Si le mythe de Pasiphaé et du taureau blanc s'inscrit dans une tendance déjà présente dans la mythologie grecque, il est également unique, car il s'agit d'un rare exemple de relation sexuelle entre une femme et un animal qui n'est pas un dieu déguisé. Cependant, cet amour pour le taureau n'était autre qu'une malédiction jetée par un dieu.
Au fil des ans, les spécialistes ont tenté d'expliquer la raison de ce thème commun. Ils supposent que les traditions et la morale des Grecs de l'Antiquité pourraient expliquer pourquoi les femmes étaient séduites par les animaux dans la mythologie grecque. Dans la Grèce antique, les femmes étaient censées être chastes jusqu'à ce qu'elles ne se marient. Les déguisements d'animaux utilisés par les dieux étaient considérés comme un moyen de venir à bout, symboliquement, de toute résistance des femmes à préserver leur chasteté.
Héritage et culture populaire
Pasiphaé est un personnage de plusieurs livres et adaptations télévisées, notamment la série télévisée fantastique Atlantis (2013-2015), diffusée sur BBC One. Elle figure également dans l'Enfer de Dante Alighieri (1265-1321), le livre La maison d'Hadès de Rick Riordan (2013), Circé de Madeline Miller (2018) et Ariane de Jennifer Saint (2021).

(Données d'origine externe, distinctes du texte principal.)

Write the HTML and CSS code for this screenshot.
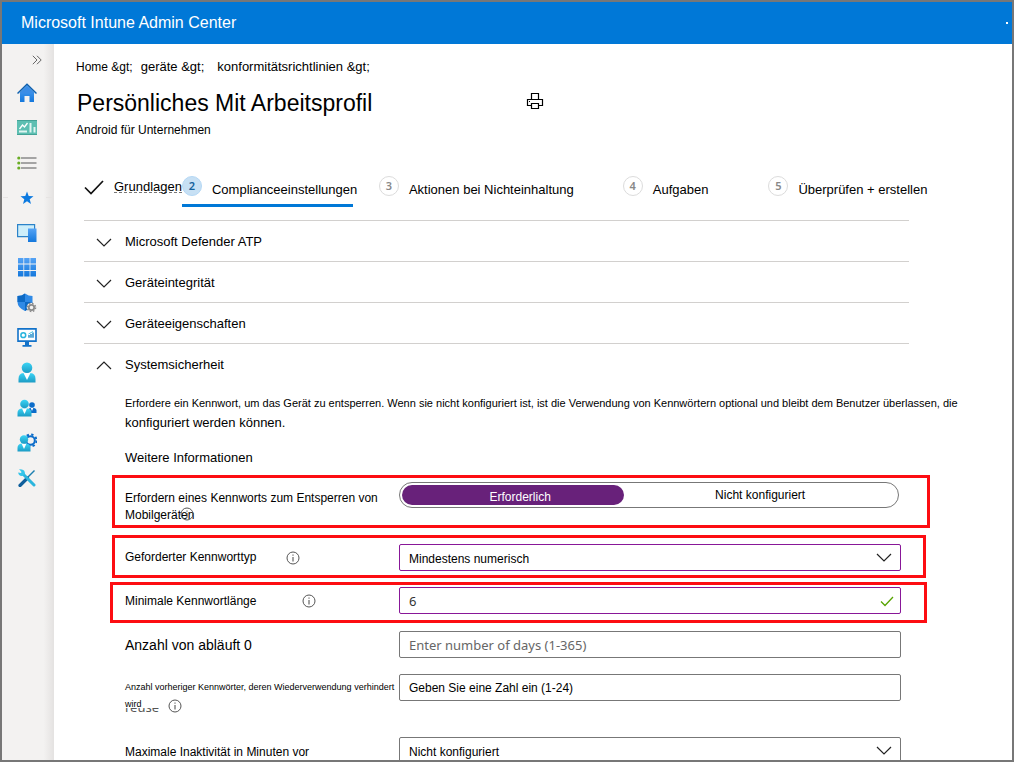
FILE: index.html
```
<!DOCTYPE html>
<html lang="de">
<head>
<meta charset="utf-8">
<title>Microsoft Intune Admin Center</title>
<link rel="stylesheet" href="styles.css">
</head>
<body>
<svg class="defs" aria-hidden="true">
  <defs>
    <linearGradient id="cyan" x1="0" y1="0" x2="0" y2="1"><stop offset="0" stop-color="#3bd4f5"/><stop offset="1" stop-color="#1c9bc4"/></linearGradient>
    <linearGradient id="blue" x1="0" y1="0" x2="0" y2="1"><stop offset="0" stop-color="#55a3f5"/><stop offset="1" stop-color="#1478dc"/></linearGradient>
    <symbol id="down" viewBox="0 0 16 9"><path d="M1 1l7 7 7-7" fill="none" stroke="#222" stroke-width="1.2"/></symbol>
    <symbol id="info" viewBox="0 0 14 14"><circle cx="7" cy="7" r="6" fill="none" stroke="#555"/><path d="M7 6v4.500M7 3.500v1.200" stroke="#444" stroke-width="1"/></symbol>
  </defs>
</svg>
<div class="app">
  <header class="topbar"><span>Microsoft Intune Admin Center</span><span class="topbar-dot"></span></header>
  <div class="shell">
    <nav class="sidebar" aria-label="Hauptmenü">
      <button class="expand" aria-label="Menü erweitern"><svg width="10" height="10" viewBox="0 0 10 10"><path d="M.8.8L5 5 .8 9.2M5 .8L9.2 5 5 9.2" fill="none" stroke="#666" stroke-width="1"/></svg></button>
      <a class="nav-item" href="#" aria-label="Startseite"><svg width="20" height="20" viewBox="0 0 20 20"><path d="M3 9l7-7 7 7v10h-4.500v-6h-5v6H3z" fill="url(#blue)"/><path d="M.5 10.500L10 1.200l9.500 9.300" fill="none" stroke="#0c5fae" stroke-width="1.500"/><path d="M2.500 10.500L10 3l7.500 7.500z" fill="#3b8de6"/></svg></a>
      <a class="nav-item" href="#" aria-label="Dashboard"><svg width="20" height="15" viewBox="0 0 20 15"><path fill="#5dbfb2" d="M0 0h20v15H0z"/><path d="M0 .5h20M0 14.500h20" stroke="#43a296"/><path d="M2.500 9l3-4 2 2 3-4" fill="none" stroke="#fff" stroke-width="1.300"/><path d="M2 11.500h8M13.500 3v9.500M17.500 7v5.500" stroke="#dff5f1" stroke-width="2"/></svg></a>
      <a class="nav-item" href="#" aria-label="Alle Dienste"><svg width="20" height="14" viewBox="0 0 20 14"><path d="M4 2h15.500M4 7h15.500M4 12h15.500" stroke="#8b8b8b" stroke-width="1.500"/><g fill="#6aad25"><circle cx="1.800" cy="2" r="1.600"/><circle cx="1.800" cy="7" r="1.600"/><circle cx="1.800" cy="12" r="1.600"/></g></svg></a>
      <a class="nav-item nav-favorites" href="#" aria-label="Favoriten"><svg width="14" height="14" viewBox="0 0 14 14"><path fill="#0c7ae0" d="M7 .5l1.700 4.500 4.800.2-3.800 3 1.300 4.900-4-2.800-4 2.800 1.300-4.900-3.800-3L5.300 5z"/></svg></a>
      <a class="nav-item" href="#" aria-label="Geräte"><svg width="20" height="20" viewBox="0 0 20 20"><path d="M.6 1.600h17v12H.6z" fill="#cdeefa" stroke="#2b83c9" stroke-width="1.200"/><path fill="url(#blue)" d="M11 5.500h8.500V19H11z"/></svg></a>
      <a class="nav-item" href="#" aria-label="Apps"><svg width="18" height="19" viewBox="0 0 18 19"><path fill="url(#blue)" d="M0 0h5.400v5.500H0zM6.200 0h5.400v5.500H6.200zM12.400 0H18v5.500h-5.600zM0 6.500h5.400V12H0zM6.200 6.500h5.400V12H6.200zM12.400 6.500H18V12h-5.600zM0 13h5.400v5.500H0zM6.200 13h5.400v5.500H6.200zM12.400 13H18v5.500h-5.600z"/></svg></a>
      <a class="nav-item" href="#" aria-label="Endpunktsicherheit"><svg width="20" height="20" viewBox="0 0 20 20"><path d="M8 .5Q11.500 3 15.500 3v6q0 5.500-7.500 9Q.5 14.500.5 9V3Q5 3 8 .5z" fill="#2f8ae6"/><path d="M8 .5v8.500H.5V3Q5 3 8 .5zM8 9h7.500q0 5.500-7.500 9z" fill="#0c69c4"/><circle cx="14.500" cy="14.500" r="4.800" fill="#f3f2f1"/><circle cx="14.500" cy="14.500" r="2.700" fill="none" stroke="#8c8c8c" stroke-width="1.800"/><circle cx="14.500" cy="14.500" r="4.100" fill="none" stroke="#8c8c8c" stroke-width="1.400" stroke-dasharray="1.610 1.610"/></svg></a>
      <a class="nav-item" href="#" aria-label="Berichte"><svg width="20" height="19" viewBox="0 0 20 19"><path d="M1 .9h18v12.200H1z" fill="#fff" stroke="#1272c9" stroke-width="1.600"/><path d="M8 13h4v4h2.500v1.700h-9V17H8z" fill="#1272c9"/><circle cx="6.300" cy="7.200" r="2.400" fill="none" stroke="#27b4dd" stroke-width="1.500"/><path d="M12 9.800V7M14 9.800V6M16 9.800V4.500" stroke="#1687c7" stroke-width="1.400"/><path d="M11.500 6L16 3.500" stroke="#4ac6e5"/></svg></a>
      <a class="nav-item" href="#" aria-label="Benutzer"><svg width="18" height="21" viewBox="0 0 18 21"><path d="M.5 20.500V17q0-5.500 5-6h7q5 .500 5 6v3.500z" fill="url(#cyan)"/><path d="M5.500 11h7L9 18z" fill="#fff"/><circle cx="9" cy="5.800" r="5.300" fill="url(#cyan)"/></svg></a>
      <a class="nav-item" href="#" aria-label="Gruppen"><svg width="20" height="18" viewBox="0 0 20 18"><path d="M11 14V11.500q0-2.500 4-3 4.500.500 4.500 3V14z" fill="#0b6cc9"/><path d="M13.500 8.500h3L15 12z" fill="#fff"/><circle cx="15" cy="6" r="2.800" fill="#0b6cc9"/><path d="M.5 17.500v-3.500q0-4 4-4.500h6q4 .500 4 4.500v3.500z" fill="url(#cyan)"/><path d="M5 9.500h5L7.500 15z" fill="#fff"/><circle cx="7.500" cy="5" r="4.300" fill="url(#cyan)"/></svg></a>
      <a class="nav-item" href="#" aria-label="Mandantenverwaltung"><svg width="20" height="19" viewBox="0 0 20 19"><circle cx="13.500" cy="7.500" r="4.300" fill="none" stroke="#0b6cc9" stroke-width="2"/><circle cx="13.500" cy="7.500" r="6" fill="none" stroke="#0b6cc9" stroke-width="1.900" stroke-dasharray="2.360 2.350"/><path d="M.5 18.500V15q0-4 4-4.500h5q4 .500 4 4.500v3.500z" fill="url(#cyan)"/><path d="M4.500 10.500h5L7 16z" fill="#fff"/><circle cx="7" cy="6.500" r="4.200" fill="url(#cyan)"/></svg></a>
      <a class="nav-item" href="#" aria-label="Problembehandlung"><svg width="18" height="18" viewBox="0 0 18 18"><path d="M16.500 1.500L10 8" stroke="#1c7fb0" stroke-width="1.500"/><path d="M9.500 9L2 16.500" stroke="#0f5f9c" stroke-width="3.200" stroke-linecap="round"/><path d="M5 5l11 11" stroke="#2bb5dd" stroke-width="3" stroke-linecap="round"/><path d="M3.800.6Q1 0 1 0L3.500 3 3 4 .2 3.500Q.5 7.500 5 6.800L7 5Q7 1 3.800.6z" fill="#35c5ea"/></svg></a>
    </nav>
    <main class="content">
      <nav class="breadcrumb" aria-label="Brotkrumen"><a href="#">Home &amp;gt;</a><a href="#">geräte &amp;gt;</a><a href="#">konformitätsrichtlinien &amp;gt;</a></nav>
      <div class="title-row">
        <h1>Persönliches Mit Arbeitsprofil</h1>
        <button class="print" aria-label="Drucken"><svg width="18" height="18" viewBox="0 0 18 18"><path d="M5.500 7.500v-6h7v6M5.500 13.500h-4v-6h15v6h-4M5.500 11.500h7v5h-7z" fill="none" stroke="#000" stroke-width="1.200"/><path d="M3 9h1v1H3z"/></svg></button>
      </div>
      <p class="subtitle">Android für Unternehmen</p>

      <ol class="steps">
        <li class="step step-done"><svg width="20" height="15" viewBox="0 0 20 15"><path d="M1 7.500l6 6L19 1" fill="none" stroke="#111" stroke-width="1.700"/></svg><span>Grundlagen</span></li>
        <li class="step step-current"><b>2</b><span>Complianceeinstellungen</span></li>
        <li class="step step-actions"><b>3</b><span>Aktionen bei Nichteinhaltung</span></li>
        <li class="step step-tasks"><b>4</b><span>Aufgaben</span></li>
        <li class="step step-review"><b>5</b><span>Überprüfen + erstellen</span></li>
      </ol>

      <div class="sections">
        <button class="section"><svg width="16" height="9"><use href="#down"/></svg>Microsoft Defender ATP</button>
        <button class="section"><svg width="16" height="9"><use href="#down"/></svg>Geräteintegrität</button>
        <button class="section"><svg width="16" height="9"><use href="#down"/></svg>Geräteeigenschaften</button>
        <button class="section section-open" aria-expanded="true"><svg width="16" height="9"><use href="#down"/></svg>Systemsicherheit</button>
      </div>

      <div class="intro">
        <p>Erfordere ein Kennwort, um das Gerät zu entsperren. Wenn sie nicht konfiguriert ist, ist die Verwendung von Kennwörtern optional und bleibt dem Benutzer überlassen, die <span class="intro-end">konfiguriert werden können.</span></p>
        <a href="#">Weitere Informationen</a>
      </div>

      <form class="settings">
        <div class="row marked row-require">
          <div class="label" id="require">Erfordern eines Kennworts zum Entsperren von Mobilgeräten<svg class="info over" width="14" height="14"><use href="#info"/></svg></div>
          <div class="toggle" role="group" aria-labelledby="require">
            <button type="button" class="selected" aria-pressed="true">Erforderlich</button>
            <button type="button" aria-pressed="false">Nicht konfiguriert</button>
          </div>
        </div>
        <div class="row marked row-type">
          <div class="label"><label for="type">Geforderter Kennworttyp</label><svg class="info info-type" width="14" height="14"><use href="#info"/></svg></div>
          <div class="field active"><select id="type"><option>Mindestens numerisch</option></select><svg class="mark" width="16" height="9"><use href="#down"/></svg></div>
        </div>
        <div class="row marked row-length">
          <div class="label"><label for="length">Minimale Kennwortlänge</label><svg class="info info-length" width="14" height="14"><use href="#info"/></svg></div>
          <div class="field active"><input class="ui" id="length" value="6"><svg class="mark valid" width="14" height="11" viewBox="0 0 14 11"><path d="M1 5.500l4 4L13 1" fill="none" stroke="#57a300" stroke-width="1.300"/></svg></div>
        </div>
        <div class="row row-expiry">
          <div class="label"><label class="large" for="days">Anzahl von abläuft 0</label></div>
          <div class="field"><input class="ui" id="days" placeholder="Enter number of days (1-365)"></div>
        </div>
        <div class="row row-history">
          <div class="label small"><label for="history">Anzahl vorheriger Kennwörter, deren Wiederverwendung verhindert wird</label><span class="cut"><span>reuse</span></span><svg class="info info-history" width="14" height="14"><use href="#info"/></svg></div>
          <div class="field"><input id="history" placeholder="Geben Sie eine Zahl ein (1-24)"></div>
        </div>
        <div class="row row-idle">
          <div class="label"><label for="idle">Maximale Inaktivität in Minuten vor</label></div>
          <div class="field"><select id="idle"><option>Nicht konfiguriert</option></select><svg class="mark" width="16" height="9"><use href="#down"/></svg></div>
        </div>
      </form>
    </main>
  </div>
</div>
</body>
</html>
```
FILE: styles.css
```
* { box-sizing: border-box; }
body { margin: 0; font: 13px/16px "Liberation Sans", Arial, sans-serif; color: #000; background: #fff; }
h1, p, ol { margin: 0; padding: 0; font-weight: 400; }
a { color: inherit; text-decoration: none; }
button { border: 0; padding: 0; background: none; font: inherit; color: inherit; text-align: left; }
svg { display: block; flex: none; }
.defs { position: absolute; width: 0; height: 0; }

.app { display: flex; flex-direction: column; height: 100vh; border: 2px solid #777; overflow: hidden; }
.topbar { display: flex; align-items: center; justify-content: space-between; flex: none; height: 42px; padding: 0 4px 0 19px; background: #0078d7; color: #fff; font-size: 16px; }
.topbar-dot { width: 2px; height: 2px; background: #fff; }
.shell { display: flex; flex: 1; min-height: 0; }

.sidebar { display: flex; flex-direction: column; flex: none; width: 52px; background: linear-gradient(90deg, #f3f2f1 80%, #e4e2e1); }
.expand { display: flex; align-items: center; justify-content: flex-end; height: 31px; padding-right: 12px; }
.nav-item { display: flex; align-items: center; justify-content: center; height: 35px; padding-right: 3px; }
.nav-favorites { gap: 12px; padding-right: 0; }
.nav-favorites::before { content: ""; width: 5px; height: 1px; background: #e6e4e3; }
.nav-favorites::after { content: ""; width: 8px; height: 1px; background: #e6e4e3; }

.content { flex: 1; min-width: 0; padding: 15px 0 0; overflow: hidden; }
.breadcrumb { display: flex; padding-left: 22px; gap: 8px; }
.breadcrumb a:first-child { font-size: 12px; }
.breadcrumb a:last-child { margin-left: 5px; }
.title-row { display: flex; align-items: center; gap: 154px; margin-top: 14px; padding-left: 23px; }
h1 { font-size: 23px; line-height: 28px; }
.print { padding-bottom: 4px; }
.subtitle { margin-top: 5px; padding-left: 22px; font-size: 12px; }

.steps { display: flex; margin-top: 38px; padding-left: 30px; list-style: none; }
.step { display: flex; gap: 10px; height: 31px; white-space: nowrap; }
.step span { padding-top: 6px; }
.step b { flex: none; width: 20px; height: 20px; border: 1px solid #dcdcdc; border-radius: 50%; color: #888; font: 600 11px/18px "Noto Sans", sans-serif; text-align: center; }
.step-done svg { margin-top: 4px; }
.step-done span { height: 17px; padding-top: 3px; border-bottom: 1px dashed #777; }
.step-current { border-bottom: 3px solid #0078d7; width: 171px; }
.step-actions { margin-left: 26px; }
.step-current b { border-color: #b5d8f5; background: #c7e0f4; color: #14609c; }
.step-tasks { margin-left: 49px; }
.step-review { margin-left: 60px; }

.sections { display: flex; flex-direction: column; margin: 13px 103px 0 30px; }
.section { display: flex; align-items: center; gap: 13px; height: 41px; padding: 2px 0 0 12px; border-top: 1px solid #d2d0ce; }
.section-open svg { transform: rotate(180deg); }

.intro { padding: 9px 44px 0 71px; line-height: 20px; }
.intro p { margin-bottom: 15px; font-size: 11px; }
.intro-end { font-size: 13px; }

.settings { margin-top: 7px; font-size: 12px; }
.row { display: flex; align-items: flex-start; margin: 0 111px 0 71px; }
.marked { border: 3px solid #fd0d12; }
.label { display: flex; align-items: center; flex: none; width: 274px; line-height: 17px; }
.large { font-size: 14px; }
.row-require { height: 53px; margin: 0 82px 0 58px; padding: 4px 28px 0 10px; }
.row-require .label { display: block; padding-top: 8px; }
.info.over { display: inline-block; margin-left: -14px; vertical-align: -2px; }
.row-type { height: 43px; margin: 7px 86px 0 58px; padding: 6px 22px 0 10px; }
.row-type .label { height: 27px; }
.info-type { margin-left: 30px; }
.row-length { height: 41px; margin: 4px 85px 0 56px; padding: 2px 23px 0 12px; }
.row-length .label { height: 28px; }
.info-length { margin-left: 46px; }
.row-expiry { height: 27px; margin-top: 8px; }
.row-expiry .label { height: 28px; }
.row-history { height: 27px; margin-top: 16px; }
.row-idle { margin-top: 36px; }
.row-idle .label { height: 31px; }
.small { position: relative; display: block; padding-top: 5px; font-size: 9px; }
.cut { position: absolute; left: 0; top: 34px; height: 4px; overflow: hidden; display: flex; align-items: flex-end; font: 13px/9px "Noto Sans", sans-serif; color: #555; }
.info-history { position: absolute; left: 43px; top: 25px; }

.toggle { display: flex; flex: 1; height: 26px; padding: 2px; border: 1px solid #777; border-radius: 13px; }
.toggle button { width: 55%; height: 20px; border-radius: 10px; text-align: center; }
.toggle .selected { width: 45%; padding: 3px 0 0 14px; background: #68217a; color: #fff; }

.field { position: relative; flex: 1; }
.field input, .field select { display: block; width: 100%; height: 27px; margin: 0; padding: 0 9px; border: 1px solid #777; border-radius: 2px; background: #fff; color: #000; font: inherit; appearance: none; }
.field select { padding-top: 3px; }
.field input::placeholder { color: #000; opacity: 1; }
.field input.ui { font-family: "Noto Sans", sans-serif; font-size: 13px; color: #333; }
.field input.ui::placeholder { color: #666; }
.field.active input, .field.active select { border-color: #881798; }
.mark { position: absolute; right: 9px; top: 9px; pointer-events: none; }
.mark.valid { right: 7px; }
```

Pasiphaé est le nom de l'une des lunes de Jupiter. C'est la plus grande lune du groupe de Pasiphaé, qui comprend plusieurs satellites joviens. Elle fut découverte en 1908 par l'astronome britannique Philibert Jacques (1880-1961). On pense que la lune était à l'origine un astéroïde qui se serait ensuite brisé en morceaux.